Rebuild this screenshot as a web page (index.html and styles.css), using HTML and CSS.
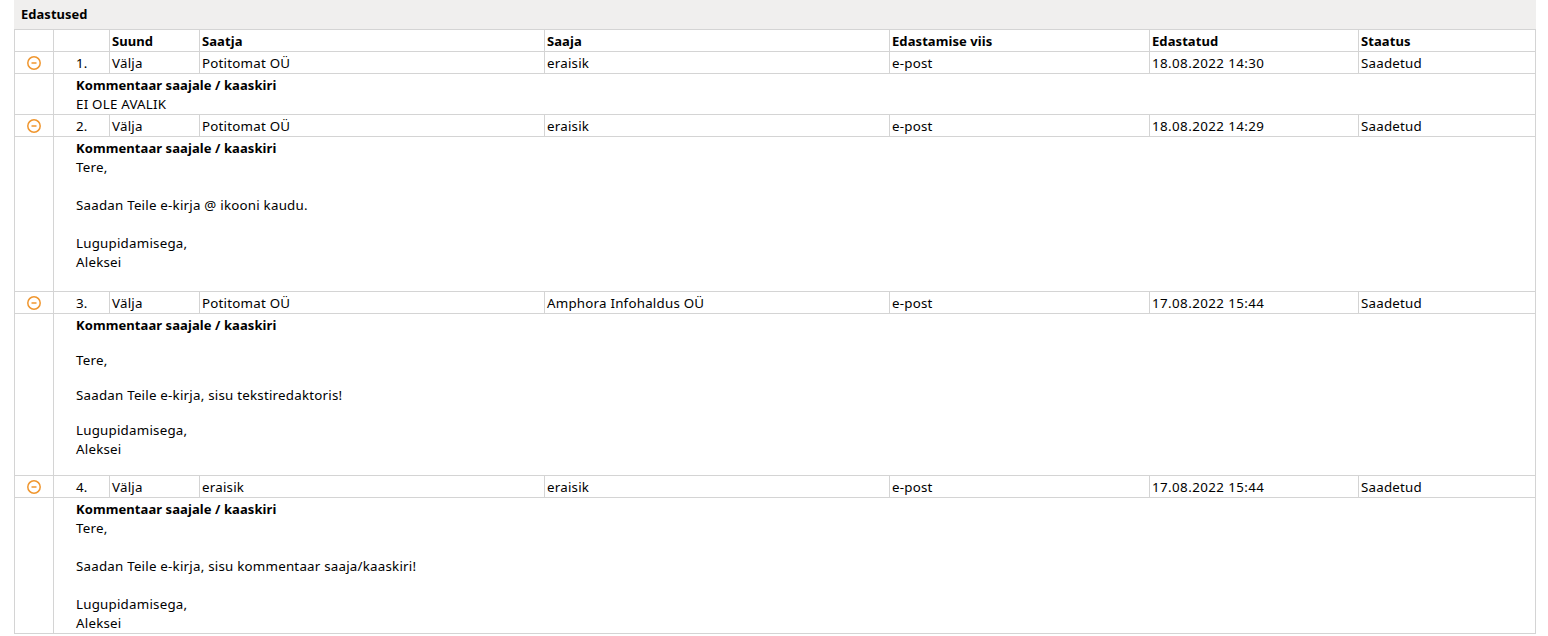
FILE: index.html
```html
<!DOCTYPE html>
<html lang="et">
<head>
<meta charset="utf-8">
<title>Edastused</title>
<link rel="stylesheet" href="styles.css">
</head>
<body>
<section class="panel">
<h2 class="panel-title">Edastused</h2>
<table class="grid">
<colgroup>
<col class="c-icon"><col class="c-num"><col class="c-dir"><col class="c-from"><col class="c-to"><col class="c-via"><col class="c-date"><col class="c-status">
</colgroup>
<thead>
<tr class="row"><th></th><th></th><th>Suund</th><th>Saatja</th><th>Saaja</th><th>Edastamise viis</th><th>Edastatud</th><th>Staatus</th></tr>
</thead>
<tbody>
<tr class="row">
<td class="icon"><svg class="minus" viewBox="0 0 14 14" width="14" height="14"><circle cx="7" cy="7" r="6.2"/><path d="M4.5 7h5"/></svg></td>
<td class="num">1.</td><td>Välja</td><td>Potitomat OÜ</td><td>eraisik</td><td>e-post</td><td class="date">18.08.2022 14:30</td><td>Saadetud</td>
</tr>
<tr class="detail"><td></td><td class="body" colspan="7"><b>Kommentaar saajale / kaaskiri</b><br>EI OLE AVALIK</td></tr>
<tr class="row">
<td class="icon"><svg class="minus" viewBox="0 0 14 14" width="14" height="14"><circle cx="7" cy="7" r="6.2"/><path d="M4.5 7h5"/></svg></td>
<td class="num">2.</td><td>Välja</td><td>Potitomat OÜ</td><td>eraisik</td><td>e-post</td><td class="date">18.08.2022 14:29</td><td>Saadetud</td>
</tr>
<tr class="detail"><td></td><td class="body" colspan="7"><b>Kommentaar saajale / kaaskiri</b><br>Tere,<br><br>Saadan Teile e-kirja @ ikooni kaudu.<br><br>Lugupidamisega,<br>Aleksei<br><br></td></tr>
<tr class="row">
<td class="icon"><svg class="minus" viewBox="0 0 14 14" width="14" height="14"><circle cx="7" cy="7" r="6.2"/><path d="M4.5 7h5"/></svg></td>
<td class="num">3.</td><td>Välja</td><td>Potitomat OÜ</td><td>Amphora Infohaldus OÜ</td><td>e-post</td><td class="date">17.08.2022 15:44</td><td>Saadetud</td>
</tr>
<tr class="detail"><td></td><td class="body" colspan="7"><b>Kommentaar saajale / kaaskiri</b><p>Tere,</p><p>Saadan Teile e-kirja, sisu tekstiredaktoris!</p><p>Lugupidamisega,<br>Aleksei</p></td></tr>
<tr class="row">
<td class="icon"><svg class="minus" viewBox="0 0 14 14" width="14" height="14"><circle cx="7" cy="7" r="6.2"/><path d="M4.5 7h5"/></svg></td>
<td class="num">4.</td><td>Välja</td><td>eraisik</td><td>eraisik</td><td>e-post</td><td class="date">17.08.2022 15:44</td><td>Saadetud</td>
</tr>
<tr class="detail"><td></td><td class="body" colspan="7"><b>Kommentaar saajale / kaaskiri</b><br>Tere,<br><br>Saadan Teile e-kirja, sisu kommentaar saaja/kaaskiri!<br><br>Lugupidamisega,<br>Aleksei</td></tr>
</tbody>
</table>
</section>
</body>
</html>
```
FILE: styles.css
```css
html, body { margin: 0; padding: 0; background: #fff; }
body {
  font-family: "Noto Sans", "Open Sans", sans-serif;
  font-size: 13.33px;
  line-height: 19px;
  letter-spacing: 0.22px;
  color: #000;
  overflow: hidden;
}
b, th, .panel-title { letter-spacing: 0.08px; }
.panel { margin: 0 12px 0 14px; }
.panel-title {
  margin: 0;
  height: 29px;
  padding: 5px 0 0 7px;
  box-sizing: border-box;
  background: #f0efee;
  font-size: 12.9px;
  font-weight: 700;
  line-height: 19px;
}
.grid {
  border-collapse: collapse;
  table-layout: fixed;
  width: 1521px;
}
.c-icon { width: 39px; }
.c-num { width: 56px; }
.c-dir { width: 90px; }
.c-from { width: 345px; }
.c-to { width: 345px; }
.c-via { width: 260px; }
.c-date { width: 209px; }
.c-status { width: 177px; }
.grid th, .grid td {
  border: 1px solid #d4d4d4;
  padding: 0 0 0 2px;
  text-align: left;
  vertical-align: middle;
  white-space: nowrap;
}
.grid th { font-weight: 700; font-size: 13px; }
b { font-size: 13px; }
.row th, .row td { height: 22px; padding-top: 2px; box-sizing: border-box; }
.grid .icon { padding: 1px 0 0; text-align: center; line-height: 0; }
.grid .num { padding-left: 22px; }
.grid .date { letter-spacing: 0.42px; }
.detail td { vertical-align: top; }
.grid .body { padding: 2px 0 0 22px; }
.body p { margin: 16px 0; }
.minus { fill: none; stroke: #f0962e; stroke-width: 1.5; }
```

- What you will do -
Exclude every picture and copy the remaining data exactly.

- Output -
Rebuild this screenshot as a web page (index.html and styles.css), using HTML and CSS.
FILE: index.html
```html
<!DOCTYPE html>
<html lang="et">
<head>
<meta charset="utf-8">
<title>Edastused</title>
<link rel="stylesheet" href="styles.css">
</head>
<body>
<section class="panel">
<h2 class="panel-title">Edastused</h2>
<table class="grid">
<colgroup>
<col class="c-icon"><col class="c-num"><col class="c-dir"><col class="c-from"><col class="c-to"><col class="c-via"><col class="c-date"><col class="c-status">
</colgroup>
<thead>
<tr class="row"><th></th><th></th><th>Suund</th><th>Saatja</th><th>Saaja</th><th>Edastamise viis</th><th>Edastatud</th><th>Staatus</th></tr>
</thead>
<tbody>
<tr class="row">
<td class="icon"><svg class="minus" viewBox="0 0 14 14" width="14" height="14"><circle cx="7" cy="7" r="6.2"/><path d="M4.5 7h5"/></svg></td>
<td class="num">1.</td><td>Välja</td><td>Potitomat OÜ</td><td>eraisik</td><td>e-post</td><td class="date">18.08.2022 14:30</td><td>Saadetud</td>
</tr>
<tr class="detail"><td></td><td class="body" colspan="7"><b>Kommentaar saajale / kaaskiri</b><br>EI OLE AVALIK</td></tr>
<tr class="row">
<td class="icon"><svg class="minus" viewBox="0 0 14 14" width="14" height="14"><circle cx="7" cy="7" r="6.2"/><path d="M4.5 7h5"/></svg></td>
<td class="num">2.</td><td>Välja</td><td>Potitomat OÜ</td><td>eraisik</td><td>e-post</td><td class="date">18.08.2022 14:29</td><td>Saadetud</td>
</tr>
<tr class="detail"><td></td><td class="body" colspan="7"><b>Kommentaar saajale / kaaskiri</b><br>Tere,<br><br>Saadan Teile e-kirja @ ikooni kaudu.<br><br>Lugupidamisega,<br>Aleksei<br><br></td></tr>
<tr class="row">
<td class="icon"><svg class="minus" viewBox="0 0 14 14" width="14" height="14"><circle cx="7" cy="7" r="6.2"/><path d="M4.5 7h5"/></svg></td>
<td class="num">3.</td><td>Välja</td><td>Potitomat OÜ</td><td>Amphora Infohaldus OÜ</td><td>e-post</td><td class="date">17.08.2022 15:44</td><td>Saadetud</td>
</tr>
<tr class="detail"><td></td><td class="body" colspan="7"><b>Kommentaar saajale / kaaskiri</b><p>Tere,</p><p>Saadan Teile e-kirja, sisu tekstiredaktoris!</p><p>Lugupidamisega,<br>Aleksei</p></td></tr>
<tr class="row">
<td class="icon"><svg class="minus" viewBox="0 0 14 14" width="14" height="14"><circle cx="7" cy="7" r="6.2"/><path d="M4.5 7h5"/></svg></td>
<td class="num">4.</td><td>Välja</td><td>eraisik</td><td>eraisik</td><td>e-post</td><td class="date">17.08.2022 15:44</td><td>Saadetud</td>
</tr>
<tr class="detail"><td></td><td class="body" colspan="7"><b>Kommentaar saajale / kaaskiri</b><br>Tere,<br><br>Saadan Teile e-kirja, sisu kommentaar saaja/kaaskiri!<br><br>Lugupidamisega,<br>Aleksei</td></tr>
</tbody>
</table>
</section>
</body>
</html>
```
FILE: styles.css
```css
html, body { margin: 0; padding: 0; background: #fff; }
body {
  font-family: "Noto Sans", "Open Sans", sans-serif;
  font-size: 13.33px;
  line-height: 19px;
  letter-spacing: 0.22px;
  color: #000;
  overflow: hidden;
}
b, th, .panel-title { letter-spacing: 0.08px; }
.panel { margin: 0 12px 0 14px; }
.panel-title {
  margin: 0;
  height: 29px;
  padding: 5px 0 0 7px;
  box-sizing: border-box;
  background: #f0efee;
  font-size: 12.9px;
  font-weight: 700;
  line-height: 19px;
}
.grid {
  border-collapse: collapse;
  table-layout: fixed;
  width: 1521px;
}
.c-icon { width: 39px; }
.c-num { width: 56px; }
.c-dir { width: 90px; }
.c-from { width: 345px; }
.c-to { width: 345px; }
.c-via { width: 260px; }
.c-date { width: 209px; }
.c-status { width: 177px; }
.grid th, .grid td {
  border: 1px solid #d4d4d4;
  padding: 0 0 0 2px;
  text-align: left;
  vertical-align: middle;
  white-space: nowrap;
}
.grid th { font-weight: 700; font-size: 13px; }
b { font-size: 13px; }
.row th, .row td { height: 22px; padding-top: 2px; box-sizing: border-box; }
.grid .icon { padding: 1px 0 0; text-align: center; line-height: 0; }
.grid .num { padding-left: 22px; }
.grid .date { letter-spacing: 0.42px; }
.detail td { vertical-align: top; }
.grid .body { padding: 2px 0 0 22px; }
.body p { margin: 16px 0; }
.minus { fill: none; stroke: #f0962e; stroke-width: 1.5; }
```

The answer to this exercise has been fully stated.